Sin embargo, los tiempos cambian y Colombia no puede vivir en una guerra eterna. Hoy, a pesar de las dificultades políticas internas y de que persiste la violencia, el Estado y la insurgencia (léase las Farc) adelantan una negociación de paz en Cuba. El gran impulsor de esa instancia entre 2011 y 2012 fue el fallecido presidente de Venezuela Hugo Chávez. El anfitrión, el gobierno de Raúl Castro. El respaldo: prácticamente toda América Latina.
En esas condiciones, con Venezuela cada vez más lejos de Washington, con Ecuador, Bolivia o Nicaragua haciéndole la segunda a pesar de sus reservas, con Uruguay, Brasil o Argentina reconociendo que la paz de Colombia es la urgencia principal del continente, a Estados Unidos no le quedaba otra opción que entender las señales de los nuevos tiempos. Dialogar con Cuba hoy significa hacerlo con el resto de América Latina.

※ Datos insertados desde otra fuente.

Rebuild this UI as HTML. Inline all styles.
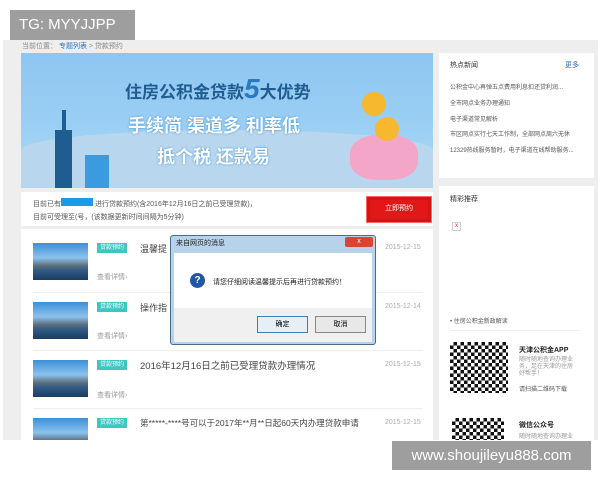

Con una particularidad, es también una forma de acercarse al proceso de paz de Colombia y de paso aliviar sus tensiones con Venezuela y otros países de su alianza. Ya no son los tiempos de la Guerra Fría y va siendo hora de que sus dos últimos capítulos en América Latina, el embargo a Cuba y el conflicto armado en Colombia, cesen definitivamente. Es cuestión de esperanza pero también de persistencia para que el siglo XXI sea el de unas nuevas relaciones entre Estados Unidos y su continente.